New Jersey Town Puts Up Cross Display For Vets


Roselle Park, New Jersey, put up a display that features the figure of a soldier kneeling in front of a Christian cross in remembrance of veterans on July 29.

The display sits outside the town's public library and has the support of Roselle Park Mayor Carl Hokanson, but it's not clear if the library trustees support it, according to the Friendly Atheist blog.

The American Humanist Association issued a press release on Aug. 11 announcing that its legal arm, Appignani Humanist Legal Center, had sent a letter to Hokanson warning him the cross display violates the Establishment Clause of the First Amendment because the religious display sits on city government property.

The letter called for the city to take the Christian-themed display down, and not place anymore religion-specific memorials on government property.

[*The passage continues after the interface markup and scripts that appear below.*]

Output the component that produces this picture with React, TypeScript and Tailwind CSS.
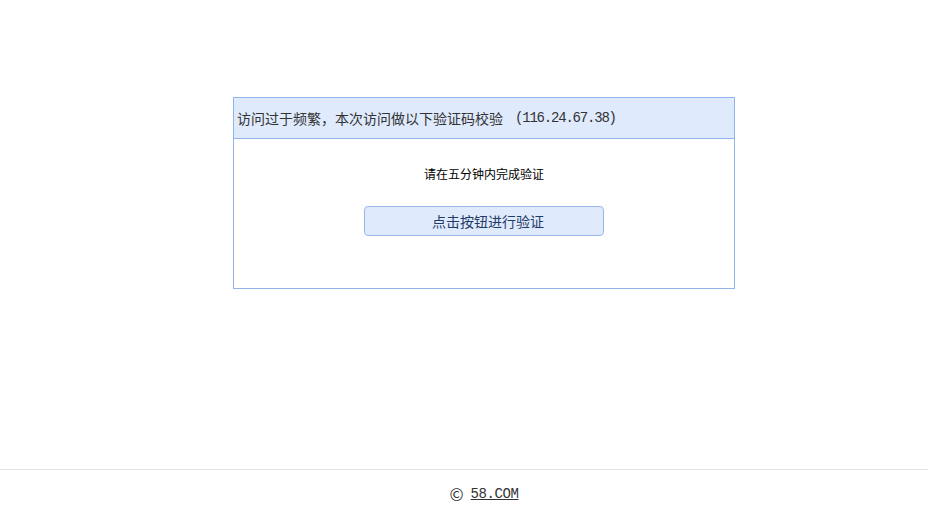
export default function App() {
  return (
    <div className="min-h-[518px] bg-white pl-[40px] font-['Noto_Sans_CJK_SC','Noto_Sans',sans-serif] text-[#333]">
      <div className="pt-[97px]">
        {/* Verify box */}
        <div className="mx-auto w-[502px] border border-[#8fb5e9]">
          <div className="flex h-[41px] items-center border-b border-[#8fb5e9] bg-[#dfeafd] px-[3px] text-[14px] text-[#333]">
            访问过于频繁，本次访问做以下验证码校验
            <span className="ml-[12px] font-['Liberation_Mono',monospace] tracking-[-1.2px]">(116.24.67.38)</span>
          </div>
          <div className="flex h-[149px] flex-col items-center pt-[27px]">
            <p className="text-[12px] leading-[16px] text-black">请在五分钟内完成验证</p>
            <button className="mt-[24px] h-[30px] w-[240px] rounded-[4px] border border-[#9bb9e7] bg-[#dfeafd] pl-[8px] pt-[1px] text-[14px] text-[#1f3a66]">
              点击按钮进行验证
            </button>
          </div>
        </div>
      </div>

      {/* Footer */}
      <div className="-ml-[40px] mt-[180px] border-t border-[#e3e3e3]">
        <div className="flex items-center justify-center pl-[40px] pt-[14px] text-[14px] leading-[20px] text-[#333]">
          <span className="mr-[7px] text-[17px] leading-[20px]">©</span>
          <span className="font-['Liberation_Mono',monospace] tracking-[-0.4px] underline">58.COM</span>
        </div>
      </div>
    </div>
  )
}
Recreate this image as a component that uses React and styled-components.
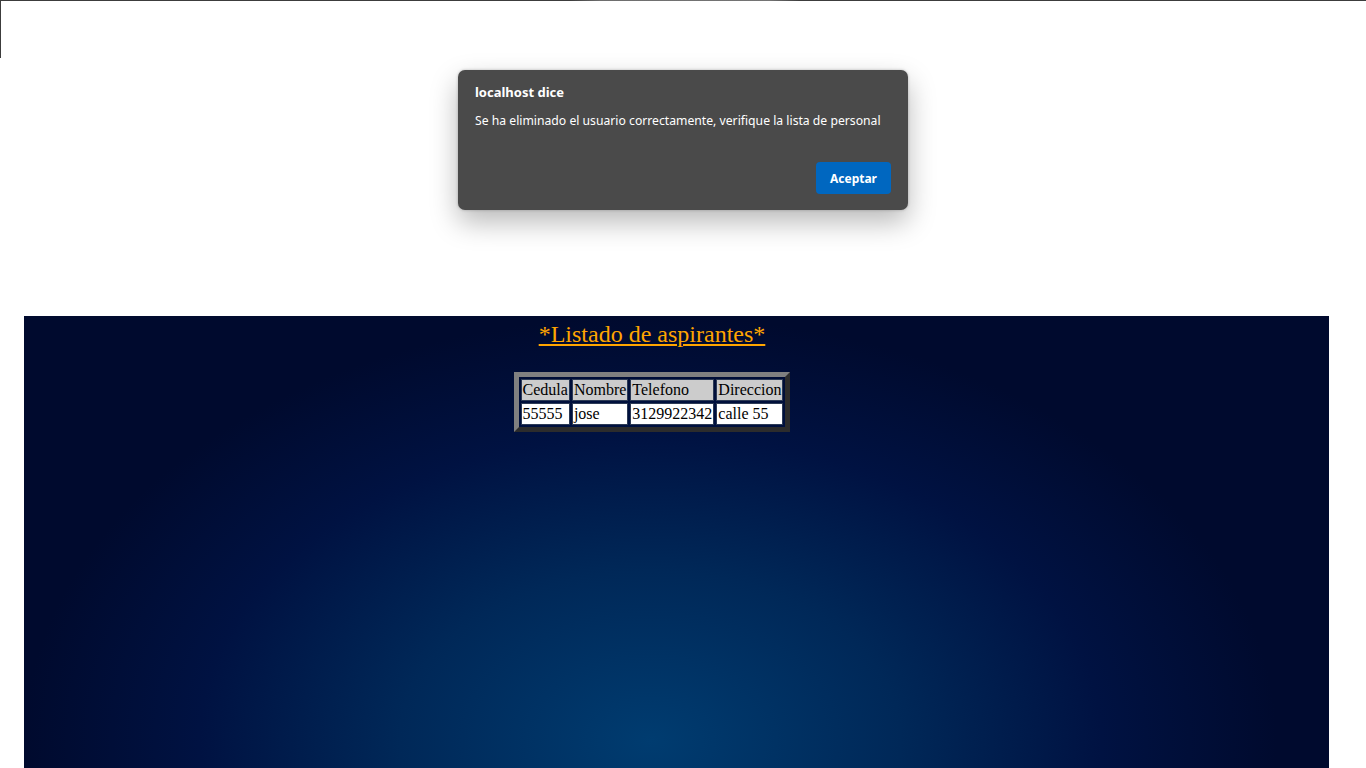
import React from "react";
import styled, { createGlobalStyle } from "styled-components";

const GlobalStyle = createGlobalStyle`
    html, body {
        margin: 0;
        padding: 0;
        background: #ffffff;
        overflow: hidden;
    }
    body {
        font-family: "Liberation Serif", "Times New Roman", serif;
    }
`;

const Page = styled.div`
    position: relative;
    width: 1366px;
    height: 768px;
    padding: 316px 0 0 24px;
    box-sizing: border-box;
    overflow: hidden;
`;

// thin window frame leftovers at the top-left corner
const TopEdge = styled.div`
    position: absolute;
    top: 0;
    left: 0;
    width: 100%;
    height: 1px;
    background: linear-gradient(
        to right,
        #3c3c3c 0,
        #3c3c3c 570px,
        #6e6e6e 600px,
        #747474 770px,
        #3c3c3c 800px,
        #3c3c3c 100%
    );
`;

const LeftEdge = styled.div`
    position: absolute;
    top: 0;
    left: 0;
    width: 1px;
    height: 58px;
    background: #3c3c3c;
`;

const Panel = styled.div`
    width: 1305px;
    height: 850px;
    padding: 5px 49px 0 0;
    box-sizing: border-box;
    background: radial-gradient(
        ellipse closest-side at 48% 50%,
        #003c70 0%,
        #002858 40%,
        #001242 72%,
        #000a2e 100%
    );
    display: flex;
    flex-direction: column;
    align-items: center;
`;

const Title = styled.div`
    font-size: 24px;
    color: #ffa500;
    text-decoration: underline;
    margin-bottom: 24px;
`;

const Table = styled.table`
    border: 5px outset #808080;
    border-spacing: 2px;
    font-size: 16px;
`;

const Cell = styled.td`
    border: 1px solid #2c3a55;
    padding: 1px;
    background: ${(p) => (p.$head ? "#cccccc" : "#ffffff")};
    color: #000000;
    white-space: nowrap;
`;

const Dialog = styled.div`
    position: absolute;
    top: 70px;
    left: 458px;
    width: 450px;
    height: 140px;
    box-sizing: border-box;
    background: #4a4a4a;
    border-radius: 7px;
    box-shadow: 0 12px 28px rgba(0, 0, 0, 0.28), 0 0 3px rgba(0, 0, 0, 0.25);
    padding: 14px 17px 16px 17px;
    display: flex;
    flex-direction: column;
    font-family: "Noto Sans", "Open Sans", sans-serif;
    color: #ffffff;
`;

const DialogTitle = styled.div`
    font-size: 13px;
    font-weight: 700;
    line-height: 16px;
`;

const DialogText = styled.div`
    font-size: 12.2px;
    line-height: 16px;
    margin-top: 13px;
`;

const DialogFooter = styled.div`
    margin-top: auto;
    display: flex;
    justify-content: flex-end;
`;

const Button = styled.button`
    width: 75px;
    height: 32px;
    border: none;
    border-radius: 4px;
    background: #0067c0;
    color: #ffffff;
    font-family: "Noto Sans", "Open Sans", sans-serif;
    font-size: 12px;
    font-weight: 700;
`;

const headers = ["Cedula", "Nombre", "Telefono", "Direccion"];
const rows = [["55555", "jose", "3129922342", "calle 55"]];

export default function App() {
    return (
        <Page>
            <GlobalStyle />
            <TopEdge />
            <LeftEdge />
            <Panel>
                <Title>*Listado de aspirantes*</Title>
                <Table>
                    <tbody>
                        <tr>
                            {headers.map((h) => (
                                <Cell $head key={h}>
                                    {h}
                                </Cell>
                            ))}
                        </tr>
                        {rows.map((r, i) => (
                            <tr key={i}>
                                {r.map((v, j) => (
                                    <Cell key={j}>{v}</Cell>
                                ))}
                            </tr>
                        ))}
                    </tbody>
                </Table>
            </Panel>
            <Dialog>
                <DialogTitle>localhost dice</DialogTitle>
                <DialogText>
                    Se ha eliminado el usuario correctamente, verifique la lista de personal
                </DialogText>
                <DialogFooter>
                    <Button>Aceptar</Button>
                </DialogFooter>
            </Dialog>
        </Page>
    );
}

"The city should honor the sacrifices of all of its veterans," Roy Speckhardt, executive director of the American Humanist Association, said in the news release. "By including a cross in its veterans’ memorial, the mayor is sending the message that our brave, non-Christian service members are somehow less worthy of honor and respect."

Monica Miller, senior counsel for the Appignani Humanist Legal Center, added: "The courts have been virtually unanimous in finding that Christian crosses on government property unconstitutionally affiliate the government with religion. In displaying a religious symbol on a city war memorial, the government is endorsing religion -- Christianity in particular."

Hokanson told the Roselle Park News that he had not read the removal demand letter, but indicated that Library Board of Trustees President Patricia Butler received the letter and forwarded it to Richard Huxford, the town's attorney.

David Niose, legal director for the Appignani Humanist Legal Center, told the news site:

We have no problem with honoring soldiers and veterans. That’s perfectly fine but it has to be done in a religiously neutral manner. If you go to Arlington National Cemetery, the gravestones are rectangular and then each individual soldier’s religious symbol will be on that square but the idea of a cross being the universal symbol for fallen soldiers is a fallacy.